A chaque réunion de la cellule, les camarades discuteront des résultats obtenus dans le courant de la semaine ou depuis leur dernière assemblée, de la propagande à faire : mais là ne se borne pas tout l’ordre du jour. Dans les réunions des cellules, il ne faut pas omettre une tâche très importante : l’éducation.
Dans nos groupes locaux actuels, l’éducation est donnée par conférences ou causeries, en réunions plénières ou en groupe d’études, portant sur un point de doctrine ou une question d’actualité. Il faut une autre conception de l’éducation pour la cellule. La réunion de la cellule est courte : pas de longs débats. Quelle éducation allons-nous donner alors ?
La meilleure étude qui puisse être faite de la conception marxiste, communiste, du mouvement ouvrier, est celle qui s’appuie sur l’exemple vivant de l’usine ; or, nous avons dans la cellule tous les matériaux à pied d’œuvre : l’usine et la doctrine. Soumettons-les à l’épreuve réciproque et de cet examen sortira la compréhension très claire de notre rôle et de nos possibilités.

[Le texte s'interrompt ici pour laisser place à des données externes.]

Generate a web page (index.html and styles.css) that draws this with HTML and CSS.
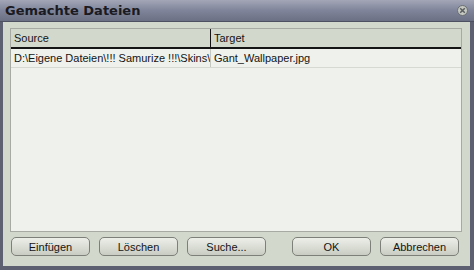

La force du Parti Communiste sera d’avoir des militants qui observent, qui sachent voir et entendre et qui discernent la mentalité et les aspirations de leurs camarades de travail, non au travers d’une ou deux conversations mais par l’esprit général d un atelier ou d’une usine.
Combien avons-nous entendu de camarades dire : « Ah ! Il n’y a rien à faire ! Ils sont trop contents comme ça. Tout à l’heure encore, j’ai causé avec un… » Et, malheureusement, on se forge souvent une idée générale avec quelques bribes de cette espèce et quand on a causé avec « un », on dit « ils ».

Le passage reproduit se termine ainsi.